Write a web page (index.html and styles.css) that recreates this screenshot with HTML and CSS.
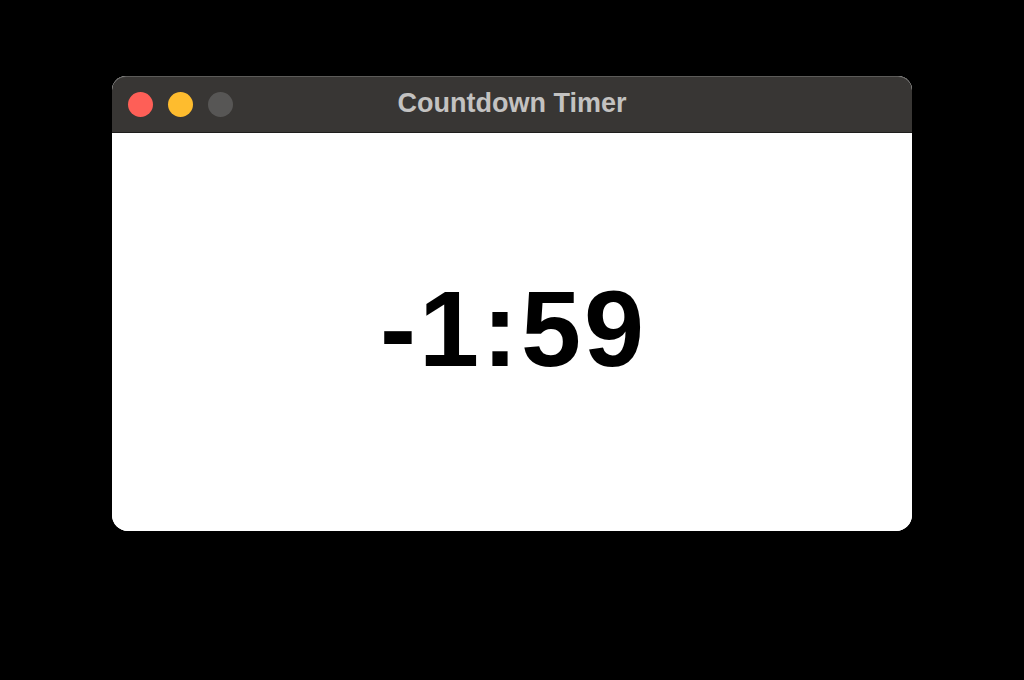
FILE: index.html
```html
<!DOCTYPE html>
<html>
<head>
<meta charset="utf-8">
<link rel="stylesheet" href="styles.css">
</head>
<body>
<div class="screen">
  <div class="window">
    <div class="titlebar">
      <div class="lights">
        <span class="light red"></span>
        <span class="light yellow"></span>
        <span class="light gray"></span>
      </div>
      <div class="title">Countdown Timer</div>
    </div>
    <div class="content">
      <div class="timer">-1:59</div>
    </div>
  </div>
</div>
</body>
</html>
```
FILE: styles.css
```css
html, body {
  margin: 0;
  padding: 0;
  background: #000;
}
.screen {
  width: 1024px;
  height: 680px;
  padding-top: 76px;
  padding-left: 112px;
  box-sizing: border-box;
}
.window {
  width: 800px;
  height: 455px;
  border-radius: 14px 14px 16px 16px;
  overflow: hidden;
  display: flex;
  flex-direction: column;
  background: #fff;
}
.titlebar {
  flex: none;
  height: 57px;
  box-sizing: border-box;
  background: #383634;
  border-top: 1px solid #5c5b59;
  border-bottom: 1px solid #1e1d1c;
  border-radius: 14px 14px 0 0;
  display: flex;
  align-items: center;
  position: relative;
}
.lights {
  display: flex;
  gap: 15px;
  padding-left: 16px;
  margin-top: -1px;
}
.light {
  width: 25px;
  height: 25px;
  border-radius: 50%;
  display: block;
}
.red { background: #fe5f57; }
.yellow { background: #febc2e; }
.gray { background: #575655; }
.title {
  position: absolute;
  left: 0;
  right: 0;
  top: 0;
  bottom: 0;
  display: flex;
  align-items: center;
  justify-content: center;
  font-family: "Liberation Sans", Arial, sans-serif;
  font-weight: bold;
  font-size: 27px;
  color: #c3c2c1;
  margin-top: -2px;
}
.content {
  flex: 1;
  display: flex;
  align-items: center;
  justify-content: center;
  background: #fff;
}
.timer {
  font-family: "Liberation Sans", Arial, sans-serif;
  font-weight: bold;
  font-size: 108px;
  letter-spacing: 3px;
  color: #000;
  line-height: 1;
  margin-top: -6px;
  margin-left: 3px;
}
```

▶ [WORK REQUIRED] Scan the listing above for the word "index" and show each line where it is found.

▶ [SOLVED PROBLEM]
Write a web page (index.html and styles.css) that recreates this screenshot with HTML and CSS.
FILE: index.html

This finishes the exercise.